> Goal of the exercise
Please list all lines of the material below in which the string "this" occurs.

> Given records
• • • •
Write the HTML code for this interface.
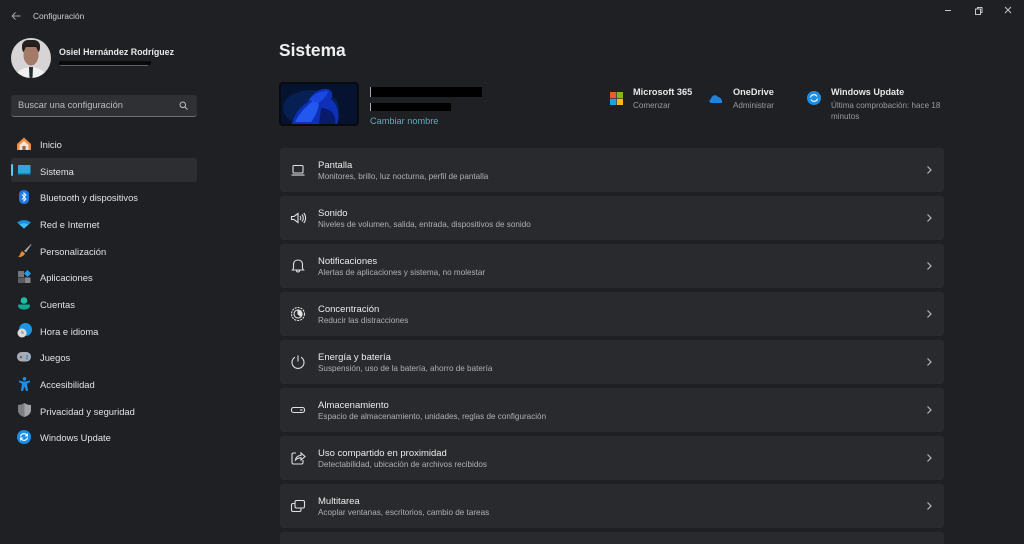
• • • •
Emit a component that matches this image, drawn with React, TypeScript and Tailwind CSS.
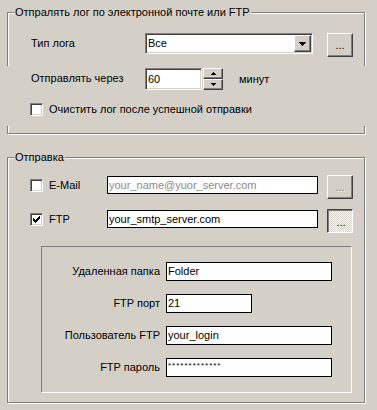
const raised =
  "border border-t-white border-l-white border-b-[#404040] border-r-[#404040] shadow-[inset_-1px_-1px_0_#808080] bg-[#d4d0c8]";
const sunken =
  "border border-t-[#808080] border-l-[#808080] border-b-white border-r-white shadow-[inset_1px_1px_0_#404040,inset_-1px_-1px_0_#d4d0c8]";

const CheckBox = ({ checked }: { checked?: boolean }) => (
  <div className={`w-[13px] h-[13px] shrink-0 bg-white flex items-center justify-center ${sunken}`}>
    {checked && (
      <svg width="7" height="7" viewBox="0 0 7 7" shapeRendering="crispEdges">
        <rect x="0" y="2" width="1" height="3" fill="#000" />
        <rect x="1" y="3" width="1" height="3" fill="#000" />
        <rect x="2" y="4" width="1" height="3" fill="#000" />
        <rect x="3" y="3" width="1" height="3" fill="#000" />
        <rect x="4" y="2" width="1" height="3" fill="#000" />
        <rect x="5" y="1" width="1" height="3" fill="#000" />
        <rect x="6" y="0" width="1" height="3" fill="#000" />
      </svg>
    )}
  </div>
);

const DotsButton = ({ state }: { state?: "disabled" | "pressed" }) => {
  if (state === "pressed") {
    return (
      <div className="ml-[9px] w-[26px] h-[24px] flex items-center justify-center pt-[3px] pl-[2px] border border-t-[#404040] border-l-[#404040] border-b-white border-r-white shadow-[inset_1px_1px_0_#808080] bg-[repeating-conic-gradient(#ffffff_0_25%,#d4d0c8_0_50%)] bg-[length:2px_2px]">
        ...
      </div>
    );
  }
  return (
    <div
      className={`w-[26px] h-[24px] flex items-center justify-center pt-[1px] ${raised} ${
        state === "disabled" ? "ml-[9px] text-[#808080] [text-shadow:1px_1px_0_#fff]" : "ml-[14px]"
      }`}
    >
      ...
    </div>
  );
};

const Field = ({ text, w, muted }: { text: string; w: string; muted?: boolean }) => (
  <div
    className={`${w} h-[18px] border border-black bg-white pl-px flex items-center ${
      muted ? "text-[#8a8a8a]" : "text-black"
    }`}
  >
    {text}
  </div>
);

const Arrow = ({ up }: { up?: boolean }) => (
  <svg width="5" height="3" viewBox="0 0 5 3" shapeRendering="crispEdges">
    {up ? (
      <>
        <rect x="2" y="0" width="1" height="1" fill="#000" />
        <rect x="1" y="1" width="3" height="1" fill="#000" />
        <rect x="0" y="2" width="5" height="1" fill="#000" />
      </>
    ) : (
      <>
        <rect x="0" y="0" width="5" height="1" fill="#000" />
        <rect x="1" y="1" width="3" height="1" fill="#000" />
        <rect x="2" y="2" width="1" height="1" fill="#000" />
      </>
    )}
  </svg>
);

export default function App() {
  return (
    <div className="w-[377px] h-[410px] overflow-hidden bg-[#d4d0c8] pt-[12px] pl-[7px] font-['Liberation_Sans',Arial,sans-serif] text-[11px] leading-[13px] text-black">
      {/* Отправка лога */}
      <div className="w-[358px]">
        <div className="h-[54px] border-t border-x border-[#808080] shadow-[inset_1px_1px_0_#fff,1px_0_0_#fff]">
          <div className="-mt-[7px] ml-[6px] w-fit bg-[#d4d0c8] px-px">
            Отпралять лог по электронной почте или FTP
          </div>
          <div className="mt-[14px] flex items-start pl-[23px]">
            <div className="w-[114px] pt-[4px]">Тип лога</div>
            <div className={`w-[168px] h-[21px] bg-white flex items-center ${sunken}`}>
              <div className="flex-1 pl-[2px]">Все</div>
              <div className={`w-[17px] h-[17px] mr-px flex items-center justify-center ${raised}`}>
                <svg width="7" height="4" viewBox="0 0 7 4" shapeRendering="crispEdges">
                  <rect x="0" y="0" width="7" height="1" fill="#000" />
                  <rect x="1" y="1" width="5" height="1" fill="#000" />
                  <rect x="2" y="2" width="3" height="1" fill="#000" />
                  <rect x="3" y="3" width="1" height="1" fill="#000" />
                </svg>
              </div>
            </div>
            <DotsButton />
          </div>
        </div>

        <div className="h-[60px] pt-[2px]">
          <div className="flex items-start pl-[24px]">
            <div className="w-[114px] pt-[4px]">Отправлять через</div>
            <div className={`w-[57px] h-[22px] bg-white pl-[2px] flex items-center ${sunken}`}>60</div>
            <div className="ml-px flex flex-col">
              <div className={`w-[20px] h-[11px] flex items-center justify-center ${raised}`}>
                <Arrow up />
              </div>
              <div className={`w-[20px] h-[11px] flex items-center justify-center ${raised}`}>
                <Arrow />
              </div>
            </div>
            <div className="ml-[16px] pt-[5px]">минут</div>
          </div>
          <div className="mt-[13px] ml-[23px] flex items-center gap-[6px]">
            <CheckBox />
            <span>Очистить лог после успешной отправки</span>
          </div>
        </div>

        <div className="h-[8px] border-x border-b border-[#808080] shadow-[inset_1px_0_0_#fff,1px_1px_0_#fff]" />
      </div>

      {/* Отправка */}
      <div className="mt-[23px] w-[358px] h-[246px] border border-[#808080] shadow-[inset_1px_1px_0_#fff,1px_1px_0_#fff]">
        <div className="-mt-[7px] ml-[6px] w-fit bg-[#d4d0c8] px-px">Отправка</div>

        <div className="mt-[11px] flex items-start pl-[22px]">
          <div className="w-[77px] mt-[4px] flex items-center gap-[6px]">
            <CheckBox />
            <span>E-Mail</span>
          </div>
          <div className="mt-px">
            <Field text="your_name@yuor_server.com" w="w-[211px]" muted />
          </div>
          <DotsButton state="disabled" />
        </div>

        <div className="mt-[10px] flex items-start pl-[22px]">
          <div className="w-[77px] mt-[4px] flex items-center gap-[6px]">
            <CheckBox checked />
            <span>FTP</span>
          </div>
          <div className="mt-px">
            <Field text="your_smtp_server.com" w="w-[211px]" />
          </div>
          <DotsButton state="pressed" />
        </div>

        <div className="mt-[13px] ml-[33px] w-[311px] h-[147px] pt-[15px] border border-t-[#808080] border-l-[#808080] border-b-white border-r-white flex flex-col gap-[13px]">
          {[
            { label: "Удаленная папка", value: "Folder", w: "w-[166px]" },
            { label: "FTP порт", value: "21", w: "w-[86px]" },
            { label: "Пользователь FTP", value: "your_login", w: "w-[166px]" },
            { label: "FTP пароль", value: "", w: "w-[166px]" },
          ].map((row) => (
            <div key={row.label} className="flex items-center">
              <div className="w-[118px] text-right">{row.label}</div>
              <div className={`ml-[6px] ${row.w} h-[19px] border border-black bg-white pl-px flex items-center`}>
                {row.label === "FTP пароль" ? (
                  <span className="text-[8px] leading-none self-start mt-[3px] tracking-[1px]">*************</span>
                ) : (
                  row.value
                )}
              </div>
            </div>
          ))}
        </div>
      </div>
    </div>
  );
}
• • • •
> The response
Write the HTML code for this interface.
Emit a component that matches this image, drawn with React, TypeScript and Tailwind CSS.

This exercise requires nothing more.